Northeast
South beach, Staten Island New York, March 19, 2020 / Mike Segar/Reuters

NY - New York's Rising Tides: Climate Inequality and Sandy's Legacy

At November’s public hearing in Staten Island Technical High School, the prevailing mood could be expressed as, “Are you kidding me?” Democratic congressman Max Rose had called the meeting to allow constituents to offer feedback on a proposal to build a five-mile seawall along Staten Island’s East Shore.

The borough is situated dangerously at the neck of a funnel of water created by New Jersey and Long Island, and was devastated by Hurricane Sandy, the East Shore in particular. Frustrated that little had been accomplished to protect the area seven years after the storm, residents were not optimistic about this newest attempt to stave off the encroaching sea.

“When’s the completion date—done, finished?” One man called out.

2025, promised Max Rose.

“Wanna bet?”

“This is a fantasy,” yelled one audience member later on. “You’re not going to get this thing built, you’ve got a crash barreling down on you like a Mack truck.”

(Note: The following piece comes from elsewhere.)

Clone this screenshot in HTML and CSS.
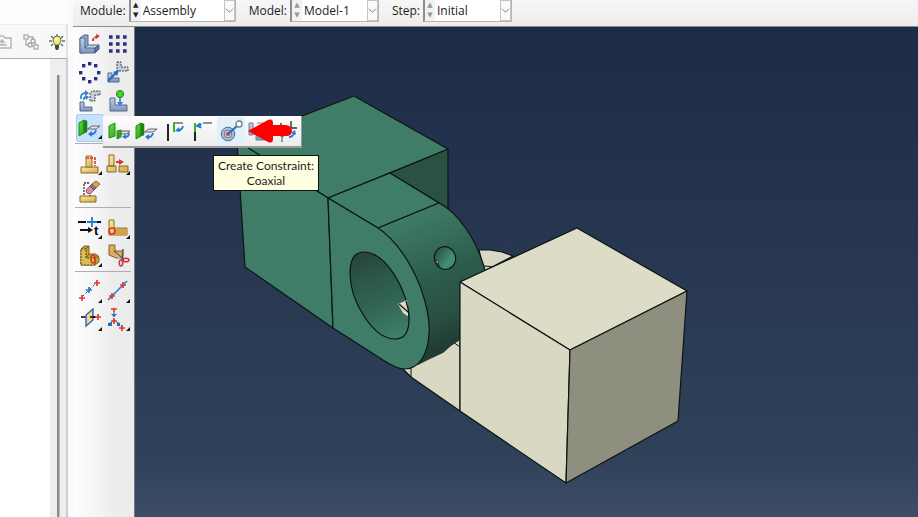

The hostility in the room seemed to be masking fear. When asked what would happen if another storm struck before the wall was completed, the borough president, James Oddo, could suggest only good luck and prayers: “We are as vulnerable today as we were then.”

I spoke to Debbie Vadola, a long-time area resident, after the hearing. She, like most of the Staten Islanders I spoke to, said she “wasn’t sure how [she] felt about climate change,” but she was in favor of a seawall. Staten Island is famously New York’s most conservative borough, but when water starts encroaching, holding it back tends to be a point of bipartisan consensus. Vadola’s home had been severely damaged in Sandy, and she had seen the storm’s destruction firsthand.

“I saw the boats bring in the dead people,” she said.